Goodfare couple have preserved former church as home chapel for past 20 years
When most churches close down, their fate is typically the same. No longer open to the public or being used for the celebration of Mass, the church will slowly dilapidate and eventually be torn down. Then it is preserved only in the memories of its past parishioners.
But St. Edward’s Catholic Church in the small rural community of Goodfare stands as an exception to this rule. The church building has had a life of its own long since it closed its doors in the 1980s. It is all thanks to the work of one devout Catholic couple, Lionel and Daniela Allingham, who have now preserved this little church on their land for 20 years.
There are many eye-catching idiosyncrasies when one steps on the Allingham’s home property – from decorative cow skulls, colourful paintings, horses, chickens and ducks roaming the land, shops for blacksmithing, iron forging, horse saddling, and wood carving, and much more. But perhaps the most striking and unique sight is a small white church with a bright blue roof, with the sign “St. Edward’s Catholic Church, Est. 1941” displayed on its side.
Since the church was brought to this location in 2002, it has remained a chapel on the Allingham property – mainly used by themselves, their friends and family, and occasional guests – as a quiet sanctuary for prayer and devotion.
As Lionel and Daniela have maintained and added to the church property over these past two decades, they express that their ultimate hope is to see it become a place for retreats.
“We would like to see it used as a kind of retreat centre. We believe what we have done in bringing this church here was really for that purpose,” said Lionel. “We are getting older and we’d need a lot of help to do it. But we are willing to accommodate individuals when we can who would like to have a retreat here.
“I believe with all my heart, mind and soul, that the Lord wants this place for those who are seeking a deeper walk with Christ, with Mary, and we are willing to provide that opportunity for those willing to participate.”
Lionel and Daniela moved to Goodfare in 1978. They both worked at Grande Prairie Regional College – today Northwestern Polytechnic – and would drive past St. Edward’s Church to and from work each day. For both of them St. Edward’s was a reminder of their childhood upbringing, where the church was the centre and heartbeat of community life.
Lionel grew up along the Ottawa river, close to the island of Montreal. Near his childhood home was a large Catholic cathedral, one that always fascinated him. Though he was not raised Catholic, his mother always reminded him that when the church bells rang in the evening, that was his sign that he had to rush home for supper.
“I would always hear them singing in the church and I found that kind of magical. Sometimes I’d look inside and see people in there lighting candles – it had a sort of ambiance that really appealed to me,” he recalled. “And when I saw the Corpus Christi procession going through town each year, it showed a sense of the community’s togetherness that we don’t have nowadays.”
Daniela grew up in the European countryside of the former Czechoslovakia, where the church steeple was the standout landmark of any town or village.

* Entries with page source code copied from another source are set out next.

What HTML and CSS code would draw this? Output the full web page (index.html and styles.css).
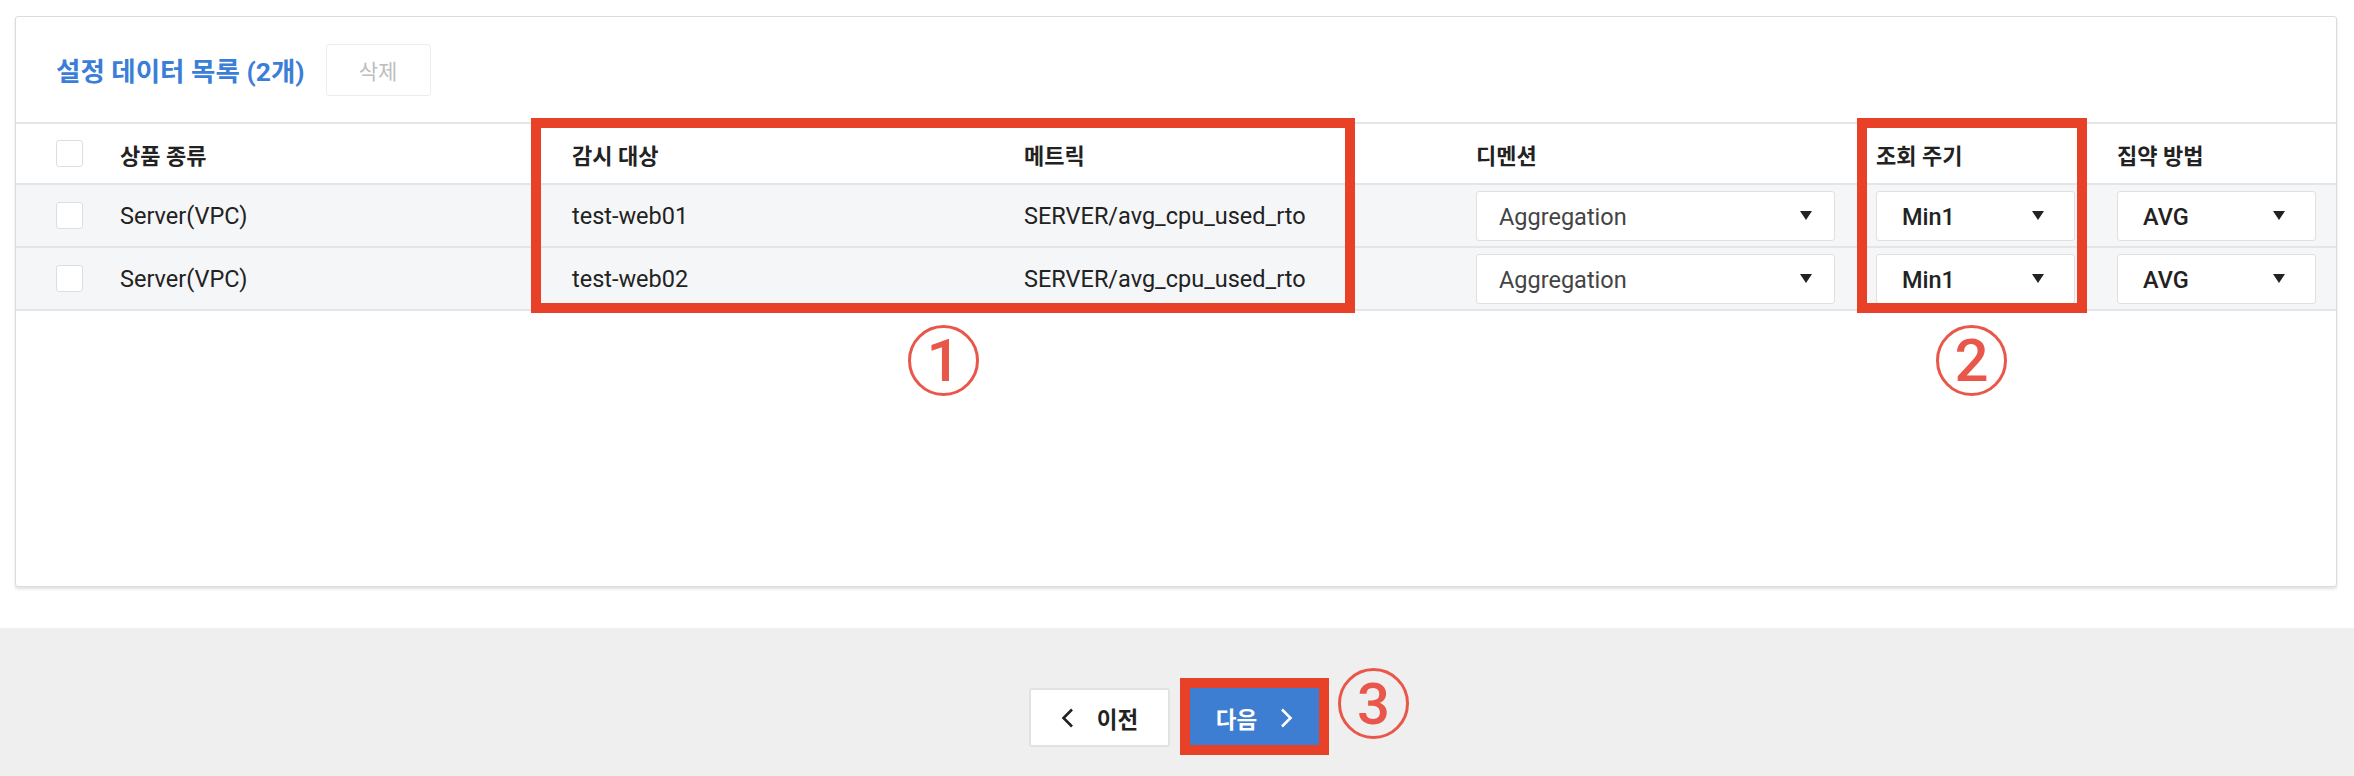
FILE: index.html
```html
<!DOCTYPE html>
<html>
<head>
  <meta charset="utf-8">
  <title>설정 데이터 목록</title>
  <link rel="stylesheet" href="styles.css">
</head>
<body>
  <div class="card">
    <div class="list-head">
      <h2 class="list-title">설정 데이터 목록 (2개)</h2>
      <button class="btn-delete">삭제</button>
    </div>

    <div class="grid">
      <div class="row head">
        <div class="cell chk"><span class="checkbox"></span></div>
        <div class="cell">상품 종류</div>
        <div class="cell">감시 대상</div>
        <div class="cell">메트릭</div>
        <div class="cell">디멘션</div>
        <div class="cell">조회 주기</div>
        <div class="cell">집약 방법</div>
      </div>
      <div class="row">
        <div class="cell chk"><span class="checkbox"></span></div>
        <div class="cell">Server(VPC)</div>
        <div class="cell">test-web01</div>
        <div class="cell">SERVER/avg_cpu_used_rto</div>
        <div class="cell"><div class="select wide muted">Aggregation<span class="caret"></span></div></div>
        <div class="cell"><div class="select">Min1<span class="caret"></span></div></div>
        <div class="cell"><div class="select">AVG<span class="caret"></span></div></div>
      </div>
      <div class="row">
        <div class="cell chk"><span class="checkbox"></span></div>
        <div class="cell">Server(VPC)</div>
        <div class="cell">test-web02</div>
        <div class="cell">SERVER/avg_cpu_used_rto</div>
        <div class="cell"><div class="select wide muted">Aggregation<span class="caret"></span></div></div>
        <div class="cell"><div class="select">Min1<span class="caret"></span></div></div>
        <div class="cell"><div class="select">AVG<span class="caret"></span></div></div>
      </div>
    </div>

    <!-- annotation marks -->
    <div class="mark-box box-1"></div>
    <div class="mark-box box-2"></div>
    <div class="mark-num num-1">1</div>
    <div class="mark-num num-2">2</div>
  </div>

  <div class="footer">
    <button class="btn btn-prev">
      <svg width="13" height="20" viewBox="0 0 13 20"><polyline points="11,1.5 2.5,10 11,18.5" fill="none" stroke="#222" stroke-width="2.6"/></svg>
      <span>이전</span>
    </button>
    <button class="btn btn-next">
      <span>다음</span>
      <svg width="13" height="20" viewBox="0 0 13 20"><polyline points="2,1.5 10.5,10 2,18.5" fill="none" stroke="#fff" stroke-width="2.6"/></svg>
      <span class="mark-box box-3"></span>
      <span class="mark-num num-3">3</span>
    </button>
  </div>
</body>
</html>
```

FILE: styles.css
```css
body {
  margin: 0;
  background: #fff;
  font-family: Roboto, "Noto Sans CJK KR", sans-serif;
  color: #222;
}

.card {
  position: relative;
  box-sizing: border-box;
  height: 571px;
  margin: 16px 17px 0 15px;
  border: 1px solid #dcdcdc;
  border-radius: 3px;
  box-shadow: 0 2px 3px rgba(0, 0, 0, 0.12);
  background: #fff;
}

.list-head {
  display: flex;
  align-items: center;
  height: 105px;
  padding: 0 40px;
}

.list-title {
  margin: 0 21px 0 0;
  font-size: 26.5px;
  font-weight: 700;
  color: #3b7ed8;
}

.btn-delete {
  width: 105px;
  height: 52px;
  border: 1.5px solid #ececec;
  border-radius: 3px;
  background: #fff;
  color: #bdbdbd;
  font-family: "Noto Sans CJK KR", sans-serif;
  font-size: 21px;
}

.grid {
  border-top: 2px solid #e4e5e7;
}

.row {
  display: grid;
  grid-template-columns: 104px 452px 452px 452px 400px 241px 1fr;
  align-items: center;
  height: 61px;
  border-bottom: 2px solid #e4e5e7;
  background: #f5f6f8;
  font-size: 23.5px;
}

.row.head {
  height: 59px;
  background: #fff;
  font-size: 22px;
  font-weight: 700;
}

.cell {
  white-space: nowrap;
}

.chk {
  padding-left: 40px;
  display: flex;
}

.checkbox {
  box-sizing: border-box;
  width: 27px;
  height: 27px;
  border: 1.5px solid #dedede;
  border-radius: 3px;
  background: #fff;
}

.select {
  position: relative;
  box-sizing: border-box;
  width: 199px;
  height: 50px;
  padding-left: 25px;
  line-height: 50px;
  border: 1.5px solid #e0e0e0;
  border-radius: 3px;
  background: #fff;
  font-weight: 500;
  color: #222;
}

.select.wide {
  width: 359px;
  padding-left: 22px;
}

.select.muted {
  font-weight: 400;
  color: #444;
}

.caret {
  position: absolute;
  right: 30px;
  top: 19px;
  border-left: 6.5px solid transparent;
  border-right: 6.5px solid transparent;
  border-top: 9px solid #222;
}

.select.wide .caret {
  right: 22px;
}

.footer {
  display: flex;
  justify-content: center;
  gap: 14px;
  height: 148px;
  box-sizing: border-box;
  margin-top: 41px;
  padding-top: 60px;
  background: #efefef;
}

.btn {
  position: relative;
  display: flex;
  align-items: center;
  justify-content: center;
  gap: 23px;
  box-sizing: border-box;
  width: 141px;
  height: 59px;
  border-radius: 3px;
  font-family: "Noto Sans CJK KR", sans-serif;
  font-size: 22.5px;
  font-weight: 700;
}

.btn-prev {
  border: 2px solid #e2e2e2;
  background: #fff;
  color: #222;
}

.btn-next {
  border: 0;
  background: #3d7dd2;
  color: #fff;
}

/* red annotations drawn over the screen */
.mark-box {
  position: absolute;
  box-sizing: border-box;
  border: 10px solid #e94128;
}

.box-1 {
  left: 515px;
  top: 101px;
  width: 824px;
  height: 195px;
}

.box-2 {
  left: 1841px;
  top: 101px;
  width: 230px;
  height: 195px;
}

.box-3 {
  left: -4px;
  top: -10px;
  width: 149px;
  height: 77px;
}

.mark-num {
  position: absolute;
  box-sizing: border-box;
  display: flex;
  align-items: center;
  justify-content: center;
  width: 71px;
  height: 71px;
  border: 3px solid #e9574b;
  border-radius: 50%;
  font-family: Roboto, sans-serif;
  font-size: 60px;
  font-weight: 500;
  line-height: 1;
  color: #e9574b;
}

.num-1 {
  left: 892px;
  top: 308px;
}

.num-2 {
  left: 1920px;
  top: 308px;
}

.num-3 {
  left: 154px;
  top: -20px;
  font-size: 58px;
}
```
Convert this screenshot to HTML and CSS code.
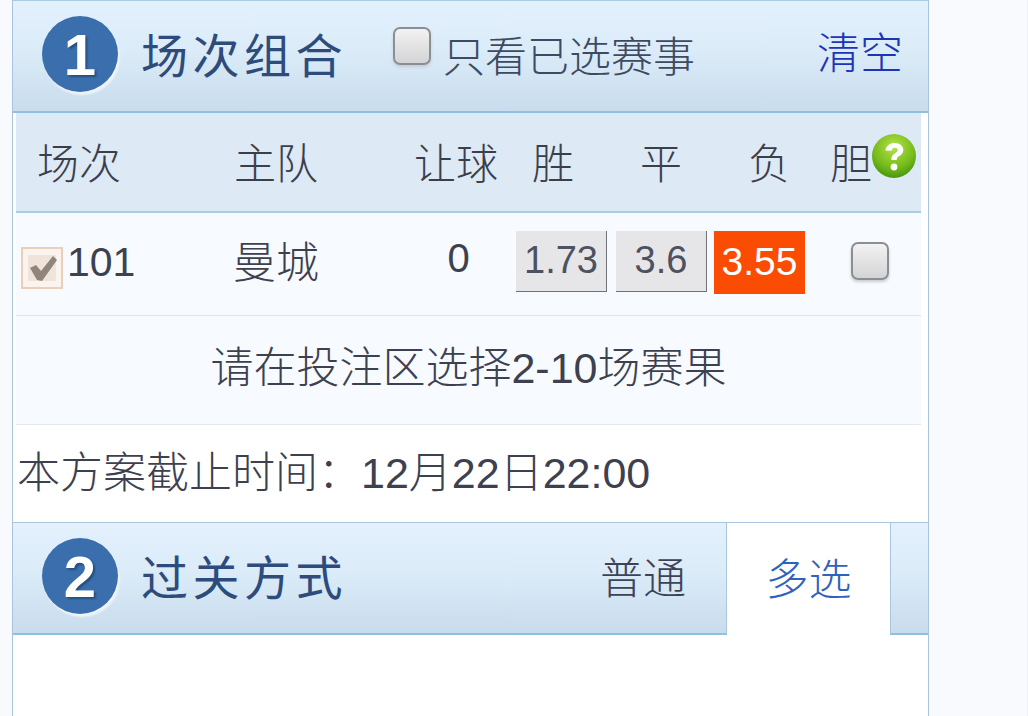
FILE: index.html
```html
<!DOCTYPE html>
<html lang="zh">
<head>
<meta charset="utf-8">
<title>场次组合</title>
<link rel="stylesheet" href="styles.css">
</head>
<body>
<main class="panel">
  <header class="bar">
    <span class="badge">1</span>
    <h2 class="title">场次组合</h2>
    <label class="only">
      <span class="box only-box"></span>
      <span>只看已选赛事</span>
    </label>
    <a class="clear">清空</a>
  </header>

  <section class="table">
    <div class="thead">
      <span class="th-first">场次</span>
      <span>主队</span>
      <span>让球</span>
      <span>胜</span>
      <span>平</span>
      <span>负</span>
      <span class="th-dan">胆
        <svg class="help" viewBox="0 0 46 46" aria-hidden="true">
          <defs>
            <radialGradient id="helpFill" cx="50%" cy="30%" r="75%">
              <stop offset="0" stop-color="#b4e24a"/>
              <stop offset="0.6" stop-color="#77bd1c"/>
              <stop offset="1" stop-color="#3f8f10"/>
            </radialGradient>
          </defs>
          <circle cx="23" cy="23" r="22" fill="url(#helpFill)"/>
          <path d="M14.5 17.5c.6-5 4.4-7.500 9-7.500 5.200 0 8.800 2.800 8.800 7 0 3-1.700 4.600-4 6-2 1.200-2.600 2-2.600 4h-5.400c0-3.500 1.100-5.200 3.700-6.800 1.700-1.100 2.700-1.800 2.700-3.100 0-1.400-1.100-2.300-2.800-2.300-1.800 0-3 1-3.400 3z" fill="#fff"/>
          <circle cx="23" cy="34" r="3.400" fill="#fff"/>
        </svg>
      </span>
    </div>

    <div class="match">
      <span class="num">
        <svg class="checked" viewBox="0 0 42 42" aria-hidden="true">
          <rect x="1" y="1" width="40" height="40" fill="#faf3ee" stroke="#eccfb9" stroke-width="2"/>
          <rect x="7" y="8" width="28" height="26" fill="#efe3da"/>
          <path d="M9 21l6-3 5 6L32 9l4 4-15 21-5-1z" fill="#8f857c"/>
        </svg>
        101
      </span>
      <span class="team">曼城</span>
      <span class="handicap">0</span>
      <span class="odd">1.73</span>
      <span class="odd">3.6</span>
      <span class="odd odd-on">3.55</span>
      <span class="dan"><span class="box"></span></span>
    </div>

    <p class="hint">请在投注区选择2-10场赛果</p>
  </section>

  <p class="deadline">本方案截止时间：12月22日22:00</p>

  <header class="bar tabbar">
    <div class="tab-main">
      <span class="badge">2</span>
      <h2 class="title">过关方式</h2>
      <span class="tab">普通</span>
    </div>
    <span class="tab-on">多选</span>
    <span class="tab-rest"></span>
  </header>
</main>
</body>
</html>
```
FILE: styles.css
```css
* { box-sizing: border-box; }
html, body { margin: 0; height: 716px; overflow: hidden; }
body {
  background: #f8fafd;
  font-family: "Liberation Sans", "Noto Sans CJK SC", sans-serif;
  font-size: 43px;
  font-weight: 300;
  color: #3d414f;
  border-right: 1px solid #eceff5;
}
.panel {
  width: 917px;
  height: 716px;
  margin-left: 12px;
  background: #fff;
  border-left: 1px solid #a9c2dd;
  border-right: 1px solid #a9c2dd;
  overflow: hidden;
}
.bar {
  display: flex;
  align-items: center;
  height: 113px;
  padding-left: 29px;
  background: linear-gradient(#e3f1fd, #dbebf8 45%, #c9dced);
  border-top: 1px solid #a9cbe3;
  border-bottom: 2px solid #8fc0dd;
}
.badge {
  flex: none;
  width: 76px;
  height: 76px;
  margin: 0 23px 4px 0;
  display: flex;
  align-items: center;
  justify-content: center;
  border-radius: 50%;
  background: #3a6ead;
  color: #fff;
  font-size: 58px;
  font-weight: 700;
  text-shadow: 2px 2px 2px #26507f;
  box-shadow: 2px 3px 2px #eef4fa;
}
.title {
  margin: 0;
  padding-bottom: 8px;
  font-size: 47px;
  font-weight: 400;
  letter-spacing: 4.5px;
  color: #2d4c7c;
}
.only {
  display: flex;
  align-items: center;
  margin-left: 46px;
  padding-bottom: 6px;
  font-size: 42px;
  color: #3d4a62;
}
.box {
  display: block;
  width: 38px;
  height: 38px;
  border: 2px solid #8b8f94;
  border-radius: 7px;
  background: linear-gradient(#f2f2f2, #d4d4d6);
  box-shadow: 0 2px 3px #c5ccd3;
}
.only-box { margin: -14px 12px 0 0; }
.clear {
  margin-left: auto;
  margin-right: 25px;
  padding-bottom: 12px;
  color: #1c34b8;
}
.table {
  margin: 0 7px 0 3px;
  background: #f7fafe;
}
.thead {
  display: grid;
  grid-template-columns: 126px 268px 92px 102px 114px 102px 101px;
  align-items: center;
  height: 100px;
  padding-bottom: 4px;
  background: #dde9f5;
  border-bottom: 2px solid #a6d0e6;
  text-align: center;
  font-size: 42px;
  color: #3b3f4b;
}
.th-first { text-align: left; padding-left: 21px; }
.th-dan {
  display: flex;
  align-items: center;
  padding-left: 10px;
}
.help {
  flex: none;
  width: 46px;
  height: 46px;
  margin: -8px 0 0 -1px;
}
.match {
  display: grid;
  grid-template-columns: 151px 218px 131px 100px 98px 91px 116px;
  grid-template-rows: 1fr;
  align-items: center;
  height: 103px;
  padding-bottom: 6px;
  border-bottom: 1px solid #dfe6ec;
  text-align: center;
}
.num {
  display: flex;
  align-items: center;
  gap: 4px;
  padding: 2px 0 0 5px;
  font-size: 41px;
}
.checked { width: 42px; height: 42px; flex: none; margin-top: 12px; }
.team { padding-bottom: 4px; }
.handicap { font-size: 40px; margin-left: 16px; padding-bottom: 6px; }
.odd {
  width: 91px;
  height: 61px;
  line-height: 58px;
  font-size: 38px;
  background: #e6e6e8;
  border-right: 1px solid #6f7278;
  border-bottom: 1px solid #6f7278;
  color: #4d5260;
}
.odd-on {
  height: 63px;
  margin-bottom: -2px;
  line-height: 62px;
  font-size: 39px;
  background: #fb4c03;
  border: 0;
  color: #fff;
  font-weight: 400;
}
.dan { display: flex; justify-content: center; padding-left: 14px; }
.hint {
  margin: 0;
  height: 109px;
  line-height: 104px;
  text-align: center;
  border-bottom: 1px solid #e4e9ee;
}
.deadline {
  margin: 0;
  height: 97px;
  padding-left: 4px;
  line-height: 96px;
  white-space: nowrap;
}
.tabbar {
  padding: 0;
  background: none;
  border: 0;
  align-items: stretch;
  height: 113px;
}
.tab-main, .tab-rest {
  display: flex;
  align-items: center;
  background: linear-gradient(#e3f1fd, #dbebf8 45%, #c9dced);
  border-top: 1px solid #a9c6e0;
  border-bottom: 2px solid #8fc0dd;
}
.tab-main {
  width: 714px;
  padding-left: 29px;
  border-right: 1px solid #a9c6e0;
}
.tab { margin-left: auto; margin-right: 40px; padding-bottom: 6px; color: #3d4357; }
.tab-on {
  width: 163px;
  padding-bottom: 6px;
  display: flex;
  align-items: center;
  justify-content: center;
  border-top: 1px solid #a9c6e0;
  color: #2e62c0;
}
.tab-rest {
  flex: 1;
  border-left: 1px solid #a9c6e0;
}
```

“The focal point of country living used to be the church,” she said. “Coming from Europe, as a child, the first thing you noticed when you enter a town is the church steeple. I missed this when I came to Canada. Here the first thing I noticed were commercial sites, businesses, shops, industrial places.
“So when we moved to Goodfare, the first thing we saw was the church, which was really nice. And after it closed we still kept our eyes on it. But nothing was done with it; in time, shingles were falling off and it looked more and more neglected.”
With this sense of the central importance of the church, ideas began fermenting of ways Lionel and Daniela could restore and keep St. Edward’s from its seemingly inevitable demolition. Even if the church was no longer used for celebrating Mass, at least they could do something to still honour the church’s legacy in the community. Finally, they decided to pursue their vision.
After much back and forth between the archdiocese and the Allingham’s on their proposal to take responsibility for the church building, a deal was finally made and they bought it for $100. They then received a quote from a moving company to transport it to their home for $5,000.
But the couple were unaware that, by this time, the church floor had significant amounts of dry rot. It was something they would soon discover however, when the moving company began to hoist up the church and the whole flooring beneath it collapsed.
“When they finally lifted the church there was this loud crack,” Lionel recalled. “They did a whole bunch of work after that putting hydraulics underneath and cross-tying it. We were able to get it here in one piece $15,000 later – triple what we expected.
“But even after that we still felt it was the right thing to do.”
From there, work to renovate, repair and restore the church began. The flooring and foundation were an immediate priority. Much help was provided by former parishioners and by others looking to support this unique community project. One person donated all of the new floor joists. Others helped with laying out the cement for the church’s foundation. One of Allingham’s daughters donated all of the new laminate flooring. A woman who was baptized and married at St. Edward’s Church offered to pay to install a rain trough.
In an era when many rural communities have sadly seen their churches close down, St. Edward’s in its new found life with the Allingham’s shows that, with faith and perseverance, there is always a chance for a new beginning. Church buildings may come and go, but the faith fostered in those buildings still continues on in the hearts of those who filled its pews.